Why we love this
According to Stef Johnstone (the brains behind this campaign) the challenge was: "How do we excite people about vegan food when the word vegan comes with so much baggage?"
And seeing as this January became our their biggest sales month, with record signups & reactivations, we'd say they smashed it.
Love it.
Steal this for your brand
We love it when brands build campaigns around customer insights and just a really deep, proper give-a-shit-ness about customers that aren't fully bought in yet.
(And if you're an emerging brand or doing something different, that's a lot of people. Even craft beer in 2026 still has huge misconceptions from the general public.)
And that's exactly what Allplants played off here.
They knew that the plant-based category had a perception problem with people outside of their core audience.
It was everyone else that needed a bit more convincing.
They were talking to the flexitarian who's trying to eat a bit less meat. The person who'd eat a vegan meal on Tuesday but still wants a bacon sandwich on Sunday morning. The person who is worried that becoming a vegan (or eating less animal products) means giving up that one thing they love, like cheese or their latte.

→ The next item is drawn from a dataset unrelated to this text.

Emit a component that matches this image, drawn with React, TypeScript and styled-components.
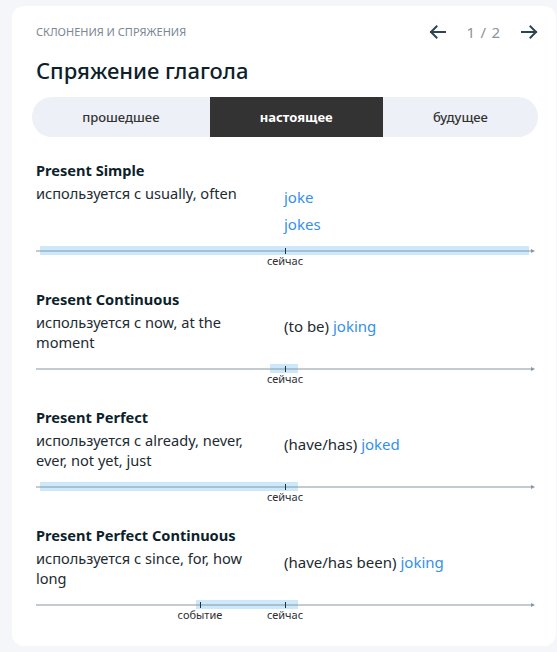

Most plant-based brands accidentally reinforce that gate-keepy-ness.
The earnest tone, the guilt-adjacent messaging, the "you won't miss it" stuff... all feel like they're written for people who have clearly never grappled with the reality of never having a cheese toasty ever again.
And that's why Allplants' campaign was so damn good.
Their "0% judgement" line was a flag in the sand that the usual plant-based gatekeeping doesn't apply here. They're saying "you're welcome at this table whether you're fully vegan, mostly flexitarian, or just a bit curious."
And in the welcome email, they double down on this by empathising with the struggle right off the bat.
And that's the move we love.
Because so much copywriting advice tells you to overcome objections. And that's true, for sure. But that doesn't mean you have to push back against objections.
"You think plant-based food is boring? Here are five reasons it's not." is technically being persuasive but emotionally, it's adversarial.
It puts you on opposite sides, which causes customers to dig their heals in. (Psychologists call this reactance. The more you push back against someone's objection, the more committed to it they become.)
Allplants do something different. They meet the objection with empathy. "We know it's hard. We've been there."
It's not a pushback. It's not saying the customer is wrong. They're just saying "hey, look we get it. We struggle with it too. Here's something that makes it a little easier."
Which means there's no teenager brain saying "hey, no. I'm not budging." The audience is more open to the idea.
Super smart.
Nick this for your brand: when you're facing an objection, try empathising with it before you answer it. Don't start with the counter-argument. Start from a place of "yeah, we get it."
Acknowledge that the hesitation is reasonable. Then offer the gentlest possible version of the next step they can take.